** START Material supplied **

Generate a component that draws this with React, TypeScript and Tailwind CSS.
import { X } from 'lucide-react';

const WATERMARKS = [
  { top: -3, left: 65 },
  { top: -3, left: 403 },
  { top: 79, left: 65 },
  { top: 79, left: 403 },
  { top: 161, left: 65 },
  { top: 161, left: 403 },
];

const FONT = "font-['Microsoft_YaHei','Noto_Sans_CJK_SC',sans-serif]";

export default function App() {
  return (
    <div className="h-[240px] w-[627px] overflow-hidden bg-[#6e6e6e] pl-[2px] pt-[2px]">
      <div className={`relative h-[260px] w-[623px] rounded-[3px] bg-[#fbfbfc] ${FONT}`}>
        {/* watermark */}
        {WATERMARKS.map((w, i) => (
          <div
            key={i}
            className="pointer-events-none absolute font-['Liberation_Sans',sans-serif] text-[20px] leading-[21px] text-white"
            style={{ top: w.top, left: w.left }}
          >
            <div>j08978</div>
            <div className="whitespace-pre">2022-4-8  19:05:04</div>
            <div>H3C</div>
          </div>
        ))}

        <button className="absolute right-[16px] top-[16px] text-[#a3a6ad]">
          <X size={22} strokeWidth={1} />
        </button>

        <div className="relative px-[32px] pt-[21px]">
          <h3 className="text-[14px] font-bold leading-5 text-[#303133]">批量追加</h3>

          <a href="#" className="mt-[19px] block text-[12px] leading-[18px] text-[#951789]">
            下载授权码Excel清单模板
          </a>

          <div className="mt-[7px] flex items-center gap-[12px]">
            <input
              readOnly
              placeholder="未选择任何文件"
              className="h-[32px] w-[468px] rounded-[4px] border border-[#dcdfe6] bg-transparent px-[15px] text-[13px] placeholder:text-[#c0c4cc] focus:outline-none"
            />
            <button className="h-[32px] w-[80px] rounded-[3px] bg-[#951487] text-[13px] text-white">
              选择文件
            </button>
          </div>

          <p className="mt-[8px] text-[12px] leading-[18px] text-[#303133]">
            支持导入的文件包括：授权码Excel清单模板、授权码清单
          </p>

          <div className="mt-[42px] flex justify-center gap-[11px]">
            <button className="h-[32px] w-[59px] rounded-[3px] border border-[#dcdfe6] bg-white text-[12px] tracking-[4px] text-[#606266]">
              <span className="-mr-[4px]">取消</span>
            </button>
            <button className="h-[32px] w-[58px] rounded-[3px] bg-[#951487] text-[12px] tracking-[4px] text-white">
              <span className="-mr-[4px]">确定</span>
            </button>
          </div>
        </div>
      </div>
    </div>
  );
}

** END Material supplied **
** START Material supplied **

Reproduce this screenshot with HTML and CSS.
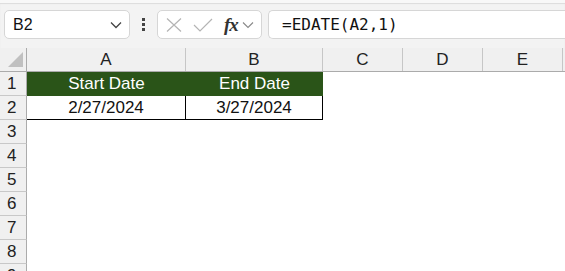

** END Material supplied **
** START Material supplied **

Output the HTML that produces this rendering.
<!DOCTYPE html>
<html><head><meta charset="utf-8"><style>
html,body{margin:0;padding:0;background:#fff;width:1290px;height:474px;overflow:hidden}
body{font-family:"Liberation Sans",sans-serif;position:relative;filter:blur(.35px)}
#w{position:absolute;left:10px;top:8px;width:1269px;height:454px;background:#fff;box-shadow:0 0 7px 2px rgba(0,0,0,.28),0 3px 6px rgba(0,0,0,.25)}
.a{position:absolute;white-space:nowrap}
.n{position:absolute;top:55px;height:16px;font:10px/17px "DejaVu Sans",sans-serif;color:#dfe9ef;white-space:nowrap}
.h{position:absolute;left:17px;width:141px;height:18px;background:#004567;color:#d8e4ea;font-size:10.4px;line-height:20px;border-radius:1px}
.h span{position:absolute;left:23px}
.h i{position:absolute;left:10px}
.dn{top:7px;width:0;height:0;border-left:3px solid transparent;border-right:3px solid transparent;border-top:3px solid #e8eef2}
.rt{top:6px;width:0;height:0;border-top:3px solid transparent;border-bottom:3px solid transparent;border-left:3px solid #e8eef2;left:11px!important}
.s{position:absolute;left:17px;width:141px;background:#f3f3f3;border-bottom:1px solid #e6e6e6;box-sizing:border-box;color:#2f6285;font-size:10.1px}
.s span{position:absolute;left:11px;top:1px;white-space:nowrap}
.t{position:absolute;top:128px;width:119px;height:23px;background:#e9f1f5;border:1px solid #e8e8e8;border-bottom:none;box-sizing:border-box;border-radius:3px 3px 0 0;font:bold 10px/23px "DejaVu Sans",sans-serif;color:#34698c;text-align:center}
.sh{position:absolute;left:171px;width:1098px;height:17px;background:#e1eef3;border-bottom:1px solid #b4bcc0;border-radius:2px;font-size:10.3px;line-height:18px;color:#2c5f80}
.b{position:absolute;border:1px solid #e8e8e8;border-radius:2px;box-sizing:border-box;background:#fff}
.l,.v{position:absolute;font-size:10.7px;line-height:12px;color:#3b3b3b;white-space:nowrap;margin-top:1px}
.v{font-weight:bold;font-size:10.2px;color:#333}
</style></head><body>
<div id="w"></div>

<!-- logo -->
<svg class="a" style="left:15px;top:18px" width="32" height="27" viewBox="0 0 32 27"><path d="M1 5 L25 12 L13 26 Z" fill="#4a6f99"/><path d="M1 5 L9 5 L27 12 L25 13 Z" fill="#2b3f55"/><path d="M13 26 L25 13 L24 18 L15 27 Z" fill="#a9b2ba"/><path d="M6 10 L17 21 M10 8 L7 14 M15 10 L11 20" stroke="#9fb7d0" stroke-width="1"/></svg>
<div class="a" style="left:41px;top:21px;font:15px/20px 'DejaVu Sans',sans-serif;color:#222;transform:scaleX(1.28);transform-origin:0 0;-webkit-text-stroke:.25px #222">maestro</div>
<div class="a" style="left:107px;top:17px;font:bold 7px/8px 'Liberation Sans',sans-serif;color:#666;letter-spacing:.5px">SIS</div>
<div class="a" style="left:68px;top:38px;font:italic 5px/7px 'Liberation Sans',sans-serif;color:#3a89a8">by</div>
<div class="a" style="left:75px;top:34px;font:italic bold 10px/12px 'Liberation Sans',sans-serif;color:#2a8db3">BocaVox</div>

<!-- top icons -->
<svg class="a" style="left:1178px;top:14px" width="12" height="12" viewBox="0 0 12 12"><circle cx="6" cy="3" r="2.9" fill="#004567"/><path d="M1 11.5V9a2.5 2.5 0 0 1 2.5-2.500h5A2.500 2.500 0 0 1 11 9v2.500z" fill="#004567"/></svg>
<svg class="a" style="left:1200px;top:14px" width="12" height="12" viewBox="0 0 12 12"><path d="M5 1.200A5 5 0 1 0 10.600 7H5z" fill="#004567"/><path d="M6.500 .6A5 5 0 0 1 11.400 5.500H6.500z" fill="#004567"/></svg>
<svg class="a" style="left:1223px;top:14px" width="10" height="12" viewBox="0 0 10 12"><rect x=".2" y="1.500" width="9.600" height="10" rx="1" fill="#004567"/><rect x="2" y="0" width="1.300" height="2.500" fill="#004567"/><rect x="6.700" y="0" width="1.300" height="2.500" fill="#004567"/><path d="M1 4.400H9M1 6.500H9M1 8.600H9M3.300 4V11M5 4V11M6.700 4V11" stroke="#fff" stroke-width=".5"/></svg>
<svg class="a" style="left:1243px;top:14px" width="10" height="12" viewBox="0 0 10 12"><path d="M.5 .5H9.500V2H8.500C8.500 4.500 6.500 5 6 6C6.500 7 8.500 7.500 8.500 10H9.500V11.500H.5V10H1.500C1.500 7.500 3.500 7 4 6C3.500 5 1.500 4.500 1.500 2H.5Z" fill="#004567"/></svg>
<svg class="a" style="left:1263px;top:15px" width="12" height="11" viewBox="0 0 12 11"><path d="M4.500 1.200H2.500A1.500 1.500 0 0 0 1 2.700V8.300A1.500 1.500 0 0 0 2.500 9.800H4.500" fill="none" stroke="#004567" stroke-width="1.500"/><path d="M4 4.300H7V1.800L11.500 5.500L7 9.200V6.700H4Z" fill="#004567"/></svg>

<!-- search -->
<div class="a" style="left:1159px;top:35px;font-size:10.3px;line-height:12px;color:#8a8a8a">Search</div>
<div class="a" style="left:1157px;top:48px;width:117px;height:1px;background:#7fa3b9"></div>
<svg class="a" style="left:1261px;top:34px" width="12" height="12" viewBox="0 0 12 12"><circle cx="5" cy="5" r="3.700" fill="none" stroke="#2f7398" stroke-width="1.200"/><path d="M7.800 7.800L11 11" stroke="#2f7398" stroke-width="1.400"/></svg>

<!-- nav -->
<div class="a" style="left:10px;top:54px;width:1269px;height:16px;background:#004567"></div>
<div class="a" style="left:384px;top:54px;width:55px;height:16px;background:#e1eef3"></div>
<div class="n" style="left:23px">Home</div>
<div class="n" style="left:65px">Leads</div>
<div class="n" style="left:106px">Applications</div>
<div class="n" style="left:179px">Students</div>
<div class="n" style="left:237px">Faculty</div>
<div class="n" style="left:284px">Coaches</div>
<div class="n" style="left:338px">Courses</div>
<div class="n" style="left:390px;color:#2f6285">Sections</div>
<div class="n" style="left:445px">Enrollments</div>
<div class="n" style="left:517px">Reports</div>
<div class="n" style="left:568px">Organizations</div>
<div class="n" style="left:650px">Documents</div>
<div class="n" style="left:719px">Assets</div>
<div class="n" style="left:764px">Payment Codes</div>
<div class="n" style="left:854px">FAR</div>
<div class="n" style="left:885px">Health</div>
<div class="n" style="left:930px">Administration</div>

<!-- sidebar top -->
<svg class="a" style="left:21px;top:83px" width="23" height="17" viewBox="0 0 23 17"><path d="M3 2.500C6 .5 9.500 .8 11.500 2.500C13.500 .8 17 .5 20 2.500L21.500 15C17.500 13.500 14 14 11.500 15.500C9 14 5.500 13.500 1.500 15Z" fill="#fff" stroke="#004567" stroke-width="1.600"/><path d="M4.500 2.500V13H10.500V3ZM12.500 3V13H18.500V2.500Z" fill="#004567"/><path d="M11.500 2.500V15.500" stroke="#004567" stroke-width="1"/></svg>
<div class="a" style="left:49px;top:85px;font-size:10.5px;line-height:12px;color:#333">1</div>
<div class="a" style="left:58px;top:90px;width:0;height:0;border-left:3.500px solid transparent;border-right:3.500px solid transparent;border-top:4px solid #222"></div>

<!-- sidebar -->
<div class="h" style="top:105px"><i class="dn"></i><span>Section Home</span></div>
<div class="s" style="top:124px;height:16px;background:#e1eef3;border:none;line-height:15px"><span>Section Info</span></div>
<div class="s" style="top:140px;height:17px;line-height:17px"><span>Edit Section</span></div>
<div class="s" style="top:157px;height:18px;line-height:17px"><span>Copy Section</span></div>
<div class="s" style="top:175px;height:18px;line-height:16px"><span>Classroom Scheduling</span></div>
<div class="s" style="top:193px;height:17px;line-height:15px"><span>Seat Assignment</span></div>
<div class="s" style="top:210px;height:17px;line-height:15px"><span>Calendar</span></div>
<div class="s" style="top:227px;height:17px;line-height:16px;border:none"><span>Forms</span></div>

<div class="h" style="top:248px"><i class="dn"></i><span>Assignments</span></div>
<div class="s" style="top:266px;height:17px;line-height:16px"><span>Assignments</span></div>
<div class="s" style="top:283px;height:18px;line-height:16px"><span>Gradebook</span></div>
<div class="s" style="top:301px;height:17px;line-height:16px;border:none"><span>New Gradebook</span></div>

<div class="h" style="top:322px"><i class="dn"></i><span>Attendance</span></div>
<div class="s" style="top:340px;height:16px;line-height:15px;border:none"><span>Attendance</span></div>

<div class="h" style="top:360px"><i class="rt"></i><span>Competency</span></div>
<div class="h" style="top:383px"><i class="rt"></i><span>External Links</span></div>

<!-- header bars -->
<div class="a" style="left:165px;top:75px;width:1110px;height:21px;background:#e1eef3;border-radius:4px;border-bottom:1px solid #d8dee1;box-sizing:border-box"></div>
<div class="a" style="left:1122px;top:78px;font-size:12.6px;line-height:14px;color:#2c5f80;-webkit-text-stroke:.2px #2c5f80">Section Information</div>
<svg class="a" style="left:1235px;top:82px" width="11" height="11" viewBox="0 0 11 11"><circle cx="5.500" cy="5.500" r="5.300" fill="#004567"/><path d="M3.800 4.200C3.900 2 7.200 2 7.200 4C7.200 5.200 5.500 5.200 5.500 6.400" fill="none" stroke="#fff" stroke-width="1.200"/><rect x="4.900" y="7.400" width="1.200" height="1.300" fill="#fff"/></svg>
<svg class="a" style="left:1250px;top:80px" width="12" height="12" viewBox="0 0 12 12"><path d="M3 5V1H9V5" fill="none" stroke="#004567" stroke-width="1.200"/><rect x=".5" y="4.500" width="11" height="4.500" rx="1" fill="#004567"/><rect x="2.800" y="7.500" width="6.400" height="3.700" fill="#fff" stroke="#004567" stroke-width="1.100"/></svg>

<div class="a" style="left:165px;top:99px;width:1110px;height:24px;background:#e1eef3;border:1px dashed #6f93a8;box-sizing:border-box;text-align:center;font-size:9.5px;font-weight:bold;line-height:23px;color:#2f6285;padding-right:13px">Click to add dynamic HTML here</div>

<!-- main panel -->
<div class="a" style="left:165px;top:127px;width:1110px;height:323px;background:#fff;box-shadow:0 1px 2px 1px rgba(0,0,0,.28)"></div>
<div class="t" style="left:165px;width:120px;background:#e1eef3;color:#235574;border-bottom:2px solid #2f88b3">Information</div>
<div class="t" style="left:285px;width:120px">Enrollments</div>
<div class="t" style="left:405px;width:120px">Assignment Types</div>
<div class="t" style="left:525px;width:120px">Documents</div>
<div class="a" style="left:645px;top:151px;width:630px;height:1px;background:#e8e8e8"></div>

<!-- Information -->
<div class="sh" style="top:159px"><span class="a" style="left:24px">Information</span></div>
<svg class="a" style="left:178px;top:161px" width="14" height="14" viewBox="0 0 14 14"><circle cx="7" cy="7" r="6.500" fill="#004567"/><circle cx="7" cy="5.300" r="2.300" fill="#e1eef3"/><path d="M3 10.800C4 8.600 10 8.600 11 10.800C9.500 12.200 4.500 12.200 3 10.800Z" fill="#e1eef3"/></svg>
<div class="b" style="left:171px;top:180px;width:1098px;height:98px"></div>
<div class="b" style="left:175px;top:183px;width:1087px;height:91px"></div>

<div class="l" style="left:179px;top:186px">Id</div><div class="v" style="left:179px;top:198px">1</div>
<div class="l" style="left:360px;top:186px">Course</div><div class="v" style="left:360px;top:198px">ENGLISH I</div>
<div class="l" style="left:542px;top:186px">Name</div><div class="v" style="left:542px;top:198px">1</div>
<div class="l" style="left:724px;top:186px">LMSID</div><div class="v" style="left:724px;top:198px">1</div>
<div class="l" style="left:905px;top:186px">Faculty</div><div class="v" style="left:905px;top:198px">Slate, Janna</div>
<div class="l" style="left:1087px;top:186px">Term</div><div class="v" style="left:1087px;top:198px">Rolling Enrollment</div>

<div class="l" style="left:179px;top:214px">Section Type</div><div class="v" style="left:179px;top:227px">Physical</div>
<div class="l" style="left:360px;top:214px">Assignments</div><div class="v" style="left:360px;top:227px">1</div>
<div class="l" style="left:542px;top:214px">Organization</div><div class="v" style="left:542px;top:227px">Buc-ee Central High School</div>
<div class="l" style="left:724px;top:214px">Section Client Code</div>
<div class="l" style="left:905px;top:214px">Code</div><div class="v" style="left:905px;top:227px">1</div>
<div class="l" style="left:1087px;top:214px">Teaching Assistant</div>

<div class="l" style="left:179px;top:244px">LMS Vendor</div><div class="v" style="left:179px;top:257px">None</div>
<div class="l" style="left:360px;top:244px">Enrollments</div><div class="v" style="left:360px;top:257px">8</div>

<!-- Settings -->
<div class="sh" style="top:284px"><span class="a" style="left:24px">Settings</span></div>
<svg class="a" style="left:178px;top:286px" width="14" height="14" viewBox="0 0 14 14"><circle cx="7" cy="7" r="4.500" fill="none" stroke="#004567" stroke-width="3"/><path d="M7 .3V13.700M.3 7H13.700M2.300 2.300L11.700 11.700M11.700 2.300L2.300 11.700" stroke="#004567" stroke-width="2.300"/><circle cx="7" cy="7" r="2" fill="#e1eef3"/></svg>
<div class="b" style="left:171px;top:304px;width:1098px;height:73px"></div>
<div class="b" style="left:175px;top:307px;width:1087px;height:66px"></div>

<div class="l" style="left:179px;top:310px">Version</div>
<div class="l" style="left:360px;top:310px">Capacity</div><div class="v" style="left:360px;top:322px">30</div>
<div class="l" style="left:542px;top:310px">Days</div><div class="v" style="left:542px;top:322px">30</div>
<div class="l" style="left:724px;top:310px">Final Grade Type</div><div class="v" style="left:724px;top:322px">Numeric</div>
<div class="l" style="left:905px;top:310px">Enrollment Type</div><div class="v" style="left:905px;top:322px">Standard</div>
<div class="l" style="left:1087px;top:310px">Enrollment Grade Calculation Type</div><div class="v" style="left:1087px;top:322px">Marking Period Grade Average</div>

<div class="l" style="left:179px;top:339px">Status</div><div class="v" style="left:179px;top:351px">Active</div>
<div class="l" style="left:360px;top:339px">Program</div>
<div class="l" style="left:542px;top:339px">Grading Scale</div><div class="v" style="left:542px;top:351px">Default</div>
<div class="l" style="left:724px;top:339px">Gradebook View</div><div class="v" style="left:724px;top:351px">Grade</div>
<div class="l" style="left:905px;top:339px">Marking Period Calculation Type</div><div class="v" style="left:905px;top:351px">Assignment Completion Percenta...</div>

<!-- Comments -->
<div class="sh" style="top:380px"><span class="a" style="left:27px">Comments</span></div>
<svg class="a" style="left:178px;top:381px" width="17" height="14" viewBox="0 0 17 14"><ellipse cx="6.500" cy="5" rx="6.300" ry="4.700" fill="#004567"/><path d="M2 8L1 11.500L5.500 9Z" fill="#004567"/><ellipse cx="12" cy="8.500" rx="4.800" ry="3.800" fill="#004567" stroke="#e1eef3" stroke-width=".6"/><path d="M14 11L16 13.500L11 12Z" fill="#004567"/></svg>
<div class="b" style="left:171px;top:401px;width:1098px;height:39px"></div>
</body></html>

** END Material supplied **

The exercise: Find every line in the records that contains the word "with"; copy those lines.

Exercise answer:
Generate a component that draws this with React, TypeScript and Tailwind CSS.
Reproduce this screenshot with HTML and CSS.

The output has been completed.